Yesterday I mentioned the publication of the multi-author book I’ve co-edited with Paul Owen Who is This Son of Man?   In the volume my own contribution is the final essay, “Summary and Concluding Observations”, and in this posting I highlight briefly some of what I posit there.  I’ll have to ask those who wish to probe further, or argue with me to read my essay and consider the evidence and argumentation presented there.

First, in keeping with the nature of the other contributions to this volume, I focus on the specific Greek expression translated “the Son of Man” (ο υιος του ανθρωπου) and its possible Semitic precedents.  In the NT it is used frequently in the Gospels, almost entirely in sayings ascribed to Jesus, and only once elsewhere (Acts 7:56).  In light of the extant evidence of relevant Greeek, Hebrew and Aramaic texts it looks like this singular-definite form of the expression was “unusual, perhaps even peculiar”.  There is no instance of the equivalent articular-singular form in Hebrew or definite form in Aramaic in any relevant texts known to me (i.e., from first-century Palestine/Judea).  Nor do we find any use of this Greek articular-singular expression in the ocean of Greek texts listed in the Thesaurus Linguae Graecae, except for those either translated from Semitic texts (e.g., LXX) or influenced by or referring to these translated texts (e.g., NT, Philo, etc.).

To cut to conclusions, I posit the following:

1)  “The Son of Man” in the Gospels wasn’t an early Christian christological title.  It didn’t in itself carry any particular connotative force (beyond the particularizing force of the article) or serve the function of a christological title.  Instead, it functions linguistically as a self-referential device ascribed to Jesus.  It is a feature of Jesus’ distinctive speech-habits, his “voice” or “idiolect”.

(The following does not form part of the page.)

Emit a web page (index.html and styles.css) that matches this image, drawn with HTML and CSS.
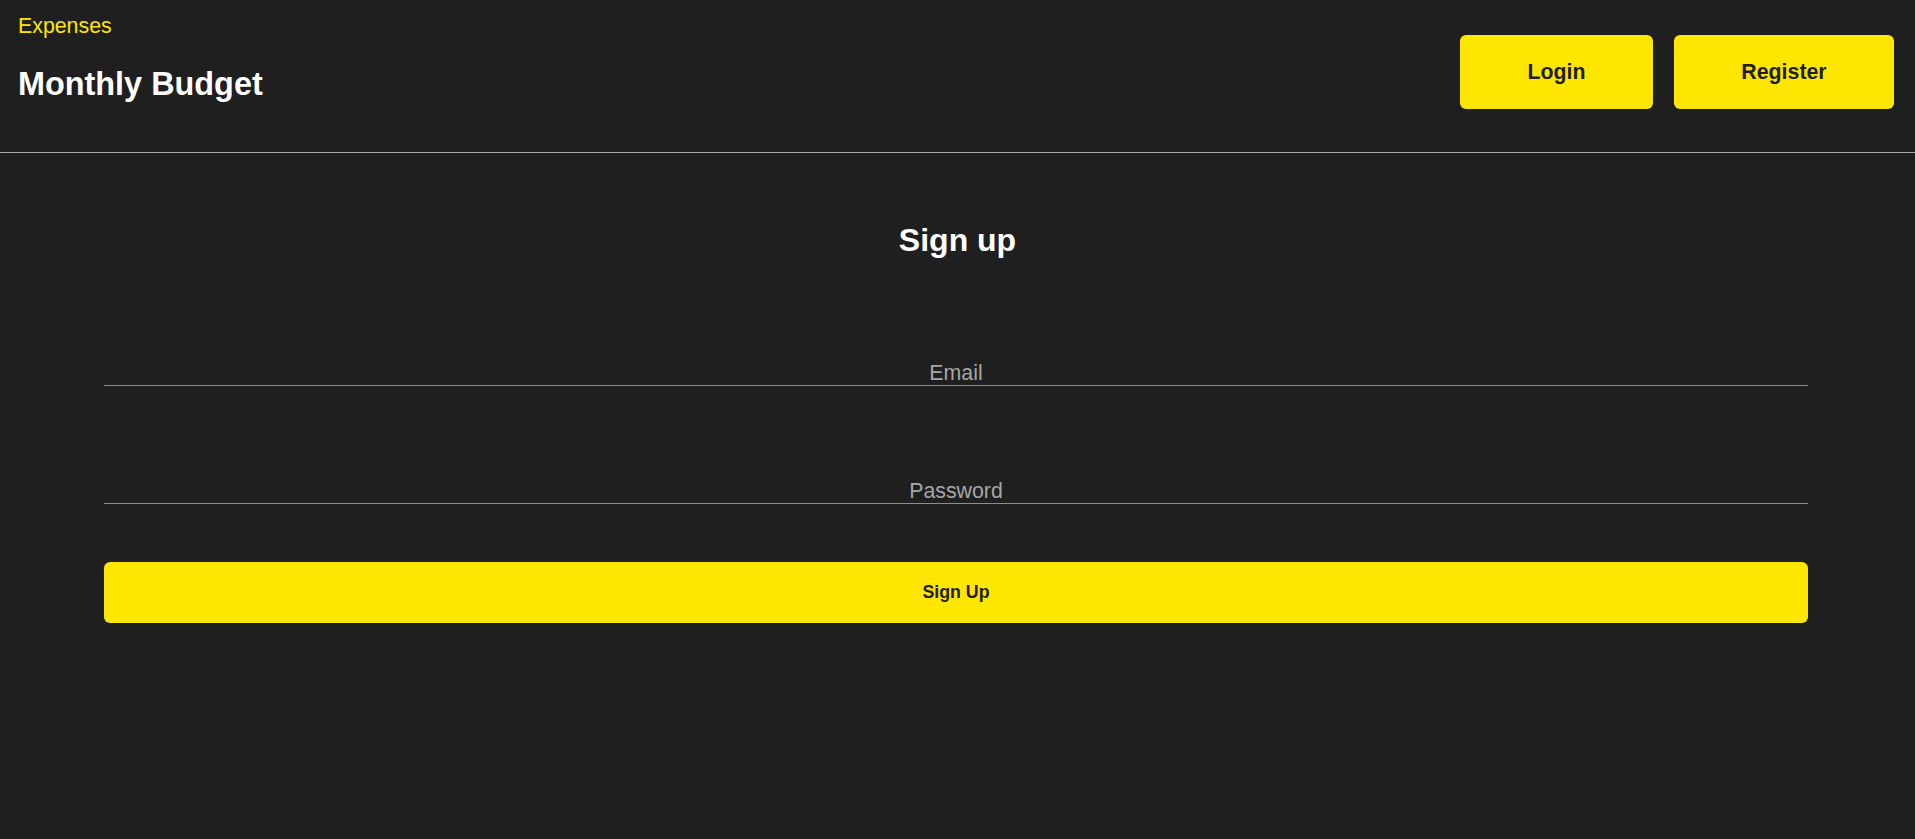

2)  The most economical and cogent explanation for this is that Jesus likely did use the expression as a distinctive self-referential device.  Jesus’ use of the expression likely reflected a conviction that he had a special mission/role in the coming of the Kingdom of God.  That is, the particularizing force of the Aramaic definite form (e.g., bar enasha) or the Hebrew articular form (e.g., ben ha-adam, forms which I emphasize seem to have been quite unusual) would have been evident to native users of the languages, Jesus referring to himself, thus, as something like “the/this man”.  (I demur, thus, from the suggestions of some others, e.g., Darrell Bock’s essay in this same volume, that Jesus coined the term specifically as a reference to the “one like a son of man” figure in Daniel 7:13-14).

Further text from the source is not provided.